> [SOURCE RECORDS]
-- -- --

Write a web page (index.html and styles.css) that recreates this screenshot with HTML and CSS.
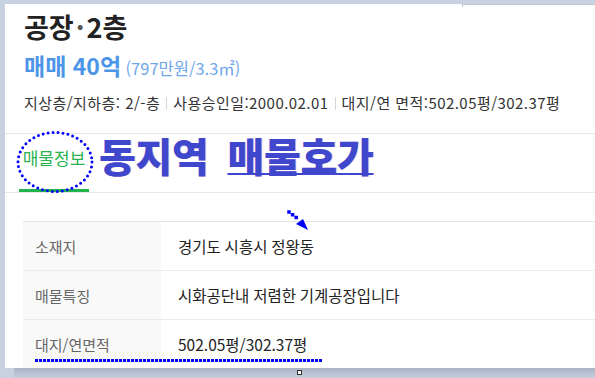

-- -- --

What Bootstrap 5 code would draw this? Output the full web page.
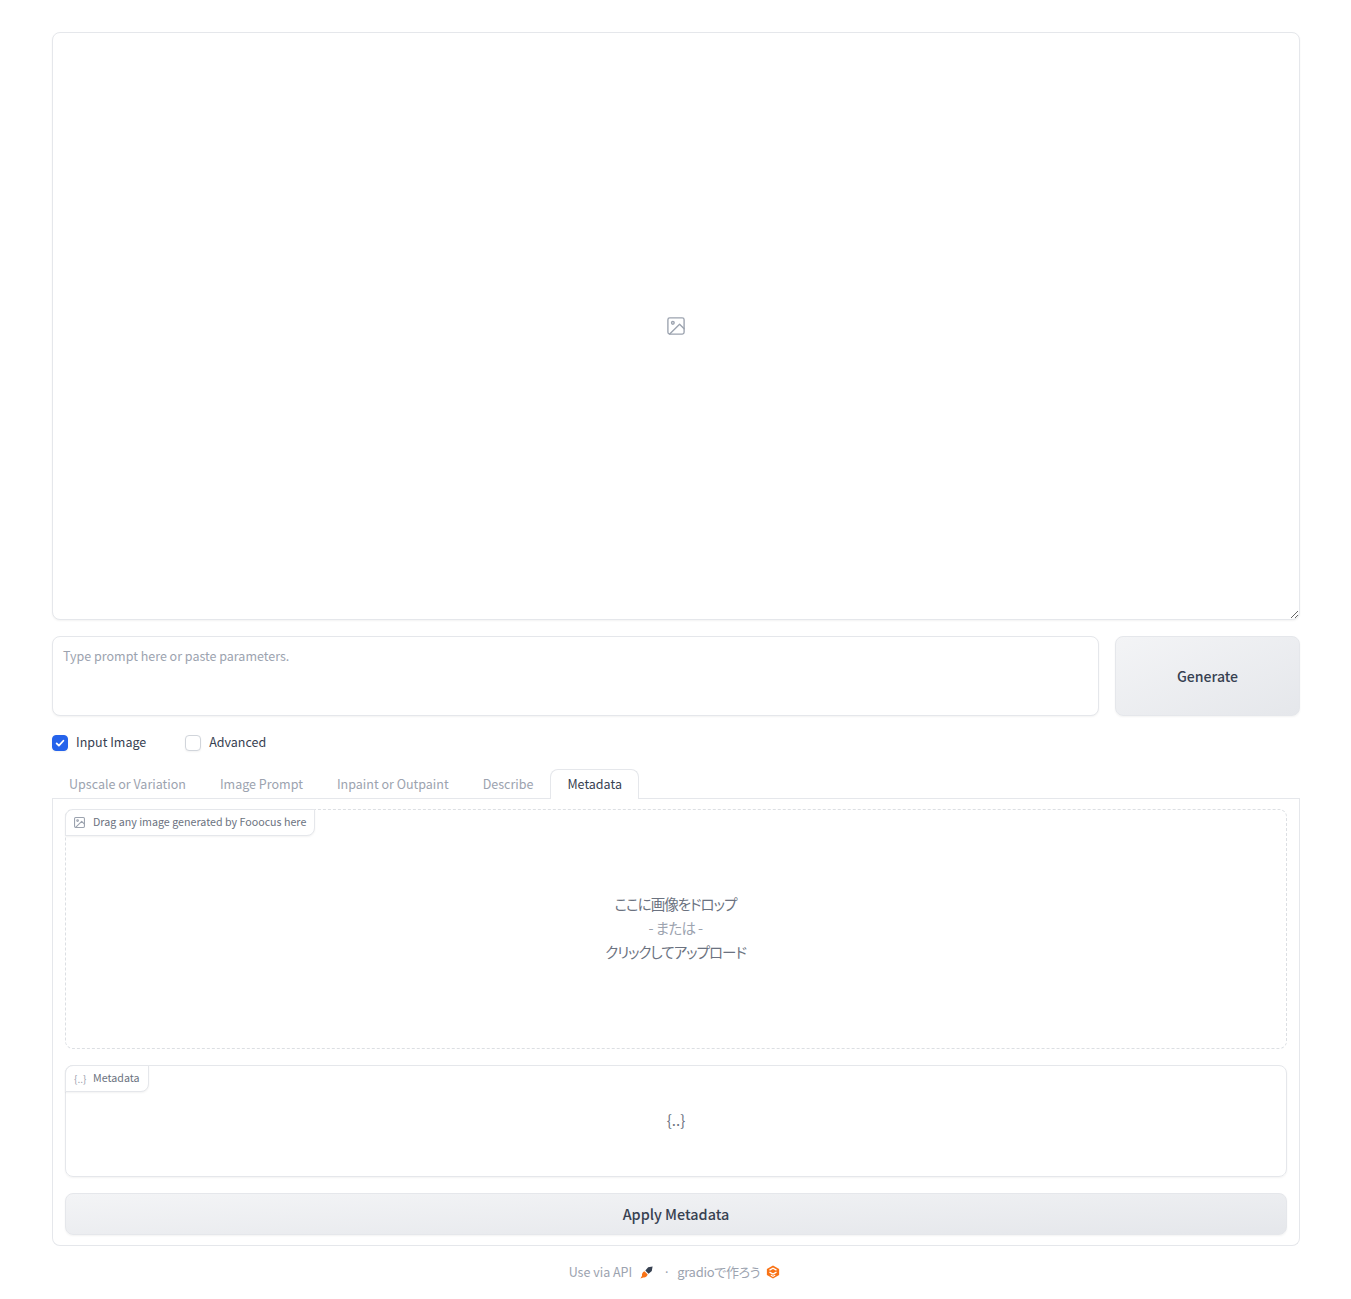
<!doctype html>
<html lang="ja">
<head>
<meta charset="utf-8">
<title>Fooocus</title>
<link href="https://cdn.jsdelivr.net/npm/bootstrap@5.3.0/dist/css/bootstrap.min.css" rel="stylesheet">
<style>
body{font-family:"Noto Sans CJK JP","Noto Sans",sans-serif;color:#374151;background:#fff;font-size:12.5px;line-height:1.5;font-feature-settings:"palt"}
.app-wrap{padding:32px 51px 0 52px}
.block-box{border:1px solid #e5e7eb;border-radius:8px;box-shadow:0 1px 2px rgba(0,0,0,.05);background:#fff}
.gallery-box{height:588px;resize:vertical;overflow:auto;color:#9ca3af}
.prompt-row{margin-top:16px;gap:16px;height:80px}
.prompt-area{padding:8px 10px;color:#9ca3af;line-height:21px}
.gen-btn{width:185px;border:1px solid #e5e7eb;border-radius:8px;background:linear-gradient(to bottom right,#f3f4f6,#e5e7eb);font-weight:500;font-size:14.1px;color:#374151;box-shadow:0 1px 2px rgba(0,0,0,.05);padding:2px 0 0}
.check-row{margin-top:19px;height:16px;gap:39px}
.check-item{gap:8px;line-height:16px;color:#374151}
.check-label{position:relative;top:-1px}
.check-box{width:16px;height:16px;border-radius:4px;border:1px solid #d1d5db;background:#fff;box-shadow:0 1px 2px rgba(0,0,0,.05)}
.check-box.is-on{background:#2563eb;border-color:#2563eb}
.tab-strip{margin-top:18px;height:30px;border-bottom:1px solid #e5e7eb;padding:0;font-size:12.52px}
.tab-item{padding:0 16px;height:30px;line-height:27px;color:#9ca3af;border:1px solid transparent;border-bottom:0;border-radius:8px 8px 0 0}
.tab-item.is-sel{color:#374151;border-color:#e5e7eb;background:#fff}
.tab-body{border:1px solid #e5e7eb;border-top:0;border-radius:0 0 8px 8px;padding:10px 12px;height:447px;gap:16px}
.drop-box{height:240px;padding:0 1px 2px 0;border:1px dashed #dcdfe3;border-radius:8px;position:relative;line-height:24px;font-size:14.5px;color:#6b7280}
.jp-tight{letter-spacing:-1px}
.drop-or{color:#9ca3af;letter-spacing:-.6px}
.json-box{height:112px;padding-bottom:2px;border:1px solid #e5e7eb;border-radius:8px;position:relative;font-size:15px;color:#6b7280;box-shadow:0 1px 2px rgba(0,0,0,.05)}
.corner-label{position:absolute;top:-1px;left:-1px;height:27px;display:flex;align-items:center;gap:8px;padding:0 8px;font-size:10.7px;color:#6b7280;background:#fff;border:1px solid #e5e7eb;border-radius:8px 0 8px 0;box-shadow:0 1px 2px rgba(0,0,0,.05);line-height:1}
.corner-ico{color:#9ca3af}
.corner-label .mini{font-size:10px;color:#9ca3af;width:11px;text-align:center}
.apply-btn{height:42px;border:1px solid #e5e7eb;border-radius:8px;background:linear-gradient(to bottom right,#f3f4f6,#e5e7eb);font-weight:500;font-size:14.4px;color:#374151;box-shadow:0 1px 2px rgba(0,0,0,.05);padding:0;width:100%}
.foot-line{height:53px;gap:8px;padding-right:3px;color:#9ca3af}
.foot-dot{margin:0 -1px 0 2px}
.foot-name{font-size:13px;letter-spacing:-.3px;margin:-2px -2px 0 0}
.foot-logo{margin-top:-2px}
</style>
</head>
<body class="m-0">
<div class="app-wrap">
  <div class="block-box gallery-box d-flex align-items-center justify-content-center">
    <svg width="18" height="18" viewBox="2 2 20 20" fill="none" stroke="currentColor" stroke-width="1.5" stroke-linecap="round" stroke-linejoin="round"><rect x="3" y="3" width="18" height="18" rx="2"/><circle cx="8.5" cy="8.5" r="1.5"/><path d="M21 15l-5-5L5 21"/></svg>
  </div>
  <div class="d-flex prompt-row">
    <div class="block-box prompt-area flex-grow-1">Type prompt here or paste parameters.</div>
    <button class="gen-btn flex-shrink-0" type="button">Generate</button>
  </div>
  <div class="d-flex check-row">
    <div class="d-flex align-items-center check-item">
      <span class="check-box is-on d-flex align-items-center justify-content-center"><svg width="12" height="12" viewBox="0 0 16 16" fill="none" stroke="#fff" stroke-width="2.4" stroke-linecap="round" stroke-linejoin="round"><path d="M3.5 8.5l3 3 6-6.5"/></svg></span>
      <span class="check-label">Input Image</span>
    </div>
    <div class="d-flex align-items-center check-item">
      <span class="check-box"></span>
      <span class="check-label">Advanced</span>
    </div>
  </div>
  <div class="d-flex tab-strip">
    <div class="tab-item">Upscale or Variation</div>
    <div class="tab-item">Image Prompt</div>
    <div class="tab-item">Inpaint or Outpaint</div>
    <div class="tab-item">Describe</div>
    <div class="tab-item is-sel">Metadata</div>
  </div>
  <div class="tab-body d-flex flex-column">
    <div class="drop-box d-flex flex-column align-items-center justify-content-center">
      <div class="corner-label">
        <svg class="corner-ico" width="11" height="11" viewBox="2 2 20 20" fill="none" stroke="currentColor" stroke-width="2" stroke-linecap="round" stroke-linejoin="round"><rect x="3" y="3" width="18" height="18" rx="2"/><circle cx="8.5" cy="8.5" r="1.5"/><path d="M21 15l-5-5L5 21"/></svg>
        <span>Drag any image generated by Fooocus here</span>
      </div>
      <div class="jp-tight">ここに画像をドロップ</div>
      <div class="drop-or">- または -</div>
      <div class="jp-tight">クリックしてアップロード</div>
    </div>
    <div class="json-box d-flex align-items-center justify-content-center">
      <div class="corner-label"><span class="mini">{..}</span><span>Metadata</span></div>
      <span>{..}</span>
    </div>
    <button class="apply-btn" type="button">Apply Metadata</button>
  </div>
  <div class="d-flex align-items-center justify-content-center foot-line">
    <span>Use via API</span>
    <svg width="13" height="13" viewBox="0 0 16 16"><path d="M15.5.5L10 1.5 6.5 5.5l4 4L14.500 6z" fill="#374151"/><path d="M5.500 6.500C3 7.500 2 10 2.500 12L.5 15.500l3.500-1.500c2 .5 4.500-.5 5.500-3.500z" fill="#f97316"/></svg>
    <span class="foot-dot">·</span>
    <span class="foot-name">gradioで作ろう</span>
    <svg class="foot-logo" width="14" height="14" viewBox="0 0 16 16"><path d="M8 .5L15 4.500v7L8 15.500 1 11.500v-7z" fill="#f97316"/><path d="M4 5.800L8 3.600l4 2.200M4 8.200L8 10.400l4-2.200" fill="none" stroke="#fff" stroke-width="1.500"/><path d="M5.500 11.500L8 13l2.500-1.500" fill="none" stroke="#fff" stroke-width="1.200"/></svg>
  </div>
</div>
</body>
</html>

-- -- --

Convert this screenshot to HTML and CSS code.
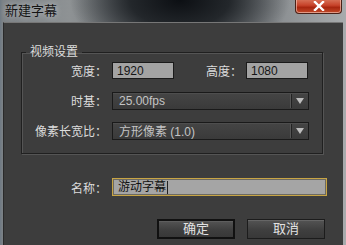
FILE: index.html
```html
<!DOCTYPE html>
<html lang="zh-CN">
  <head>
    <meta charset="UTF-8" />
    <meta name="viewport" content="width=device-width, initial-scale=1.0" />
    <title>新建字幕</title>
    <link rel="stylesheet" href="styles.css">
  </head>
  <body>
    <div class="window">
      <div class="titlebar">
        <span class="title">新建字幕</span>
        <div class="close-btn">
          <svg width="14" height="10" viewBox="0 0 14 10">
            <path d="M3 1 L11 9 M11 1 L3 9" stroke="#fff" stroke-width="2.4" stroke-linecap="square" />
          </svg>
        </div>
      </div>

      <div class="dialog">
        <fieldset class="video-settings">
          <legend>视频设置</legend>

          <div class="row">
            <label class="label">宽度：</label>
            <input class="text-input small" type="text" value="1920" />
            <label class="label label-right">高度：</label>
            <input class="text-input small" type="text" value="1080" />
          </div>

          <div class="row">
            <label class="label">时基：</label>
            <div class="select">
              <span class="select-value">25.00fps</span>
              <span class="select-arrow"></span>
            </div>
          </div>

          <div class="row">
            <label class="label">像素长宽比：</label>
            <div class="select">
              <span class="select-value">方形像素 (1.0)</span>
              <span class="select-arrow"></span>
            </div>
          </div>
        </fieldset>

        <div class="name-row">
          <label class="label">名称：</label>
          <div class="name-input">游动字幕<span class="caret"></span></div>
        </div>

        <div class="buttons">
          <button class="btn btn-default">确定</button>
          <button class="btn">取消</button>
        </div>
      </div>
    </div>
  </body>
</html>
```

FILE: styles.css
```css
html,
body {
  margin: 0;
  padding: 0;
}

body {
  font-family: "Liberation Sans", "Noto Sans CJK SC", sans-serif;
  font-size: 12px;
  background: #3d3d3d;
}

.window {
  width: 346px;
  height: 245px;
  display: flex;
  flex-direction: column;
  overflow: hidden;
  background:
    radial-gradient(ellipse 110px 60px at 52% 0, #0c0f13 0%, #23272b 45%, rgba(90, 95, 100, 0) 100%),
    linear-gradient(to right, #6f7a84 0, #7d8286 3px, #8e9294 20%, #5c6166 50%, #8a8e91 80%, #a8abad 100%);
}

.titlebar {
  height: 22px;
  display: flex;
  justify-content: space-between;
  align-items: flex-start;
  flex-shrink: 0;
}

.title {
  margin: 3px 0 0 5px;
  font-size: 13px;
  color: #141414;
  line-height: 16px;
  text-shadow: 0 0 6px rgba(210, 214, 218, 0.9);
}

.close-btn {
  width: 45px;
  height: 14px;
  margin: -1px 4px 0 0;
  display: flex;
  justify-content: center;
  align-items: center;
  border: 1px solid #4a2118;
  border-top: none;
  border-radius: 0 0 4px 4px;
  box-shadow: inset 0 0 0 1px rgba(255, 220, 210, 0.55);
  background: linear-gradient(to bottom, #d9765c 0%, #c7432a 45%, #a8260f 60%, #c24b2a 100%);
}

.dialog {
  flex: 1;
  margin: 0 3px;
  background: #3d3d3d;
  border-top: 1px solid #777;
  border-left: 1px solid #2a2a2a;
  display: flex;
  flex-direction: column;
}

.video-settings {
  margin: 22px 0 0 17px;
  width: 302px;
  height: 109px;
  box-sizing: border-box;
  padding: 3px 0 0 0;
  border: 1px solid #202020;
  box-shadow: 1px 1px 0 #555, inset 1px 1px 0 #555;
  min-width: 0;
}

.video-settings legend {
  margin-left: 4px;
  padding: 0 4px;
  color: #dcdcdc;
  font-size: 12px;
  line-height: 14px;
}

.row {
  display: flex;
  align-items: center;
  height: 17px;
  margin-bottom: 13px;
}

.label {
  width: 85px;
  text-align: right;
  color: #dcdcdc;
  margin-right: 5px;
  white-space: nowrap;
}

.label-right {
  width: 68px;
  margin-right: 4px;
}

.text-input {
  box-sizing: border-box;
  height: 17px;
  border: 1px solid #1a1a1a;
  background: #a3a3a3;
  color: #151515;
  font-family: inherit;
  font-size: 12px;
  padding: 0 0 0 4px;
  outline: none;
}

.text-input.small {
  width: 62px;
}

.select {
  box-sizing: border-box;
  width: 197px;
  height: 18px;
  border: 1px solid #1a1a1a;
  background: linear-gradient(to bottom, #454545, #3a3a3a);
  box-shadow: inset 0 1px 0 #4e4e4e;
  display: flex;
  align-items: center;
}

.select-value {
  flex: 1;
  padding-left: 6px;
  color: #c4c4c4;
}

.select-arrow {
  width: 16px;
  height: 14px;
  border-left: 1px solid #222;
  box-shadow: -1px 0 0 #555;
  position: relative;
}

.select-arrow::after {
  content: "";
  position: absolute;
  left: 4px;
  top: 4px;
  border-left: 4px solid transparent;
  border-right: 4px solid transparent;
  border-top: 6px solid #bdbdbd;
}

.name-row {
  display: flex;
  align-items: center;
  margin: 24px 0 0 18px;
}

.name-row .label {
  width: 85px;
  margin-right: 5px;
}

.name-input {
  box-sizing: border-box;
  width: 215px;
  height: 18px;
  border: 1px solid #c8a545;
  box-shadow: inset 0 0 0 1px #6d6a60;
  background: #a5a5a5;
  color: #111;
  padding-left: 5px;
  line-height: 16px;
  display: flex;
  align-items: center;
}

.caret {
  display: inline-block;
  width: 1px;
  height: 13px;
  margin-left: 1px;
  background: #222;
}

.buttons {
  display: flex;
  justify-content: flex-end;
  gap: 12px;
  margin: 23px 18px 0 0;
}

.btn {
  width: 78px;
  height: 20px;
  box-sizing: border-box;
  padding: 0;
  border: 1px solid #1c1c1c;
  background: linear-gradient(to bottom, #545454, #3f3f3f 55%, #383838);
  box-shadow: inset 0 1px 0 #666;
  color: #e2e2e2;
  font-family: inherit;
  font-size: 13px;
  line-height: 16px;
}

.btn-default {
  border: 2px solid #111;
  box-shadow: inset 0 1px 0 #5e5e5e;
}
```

-- -- --

> [REQUIRED TASK] Find each line holding "this". Copy it out.

> [FULL OUTPUT]
Write a web page (index.html and styles.css) that recreates this screenshot with HTML and CSS.
What Bootstrap 5 code would draw this? Output the full web page.
Convert this screenshot to HTML and CSS code.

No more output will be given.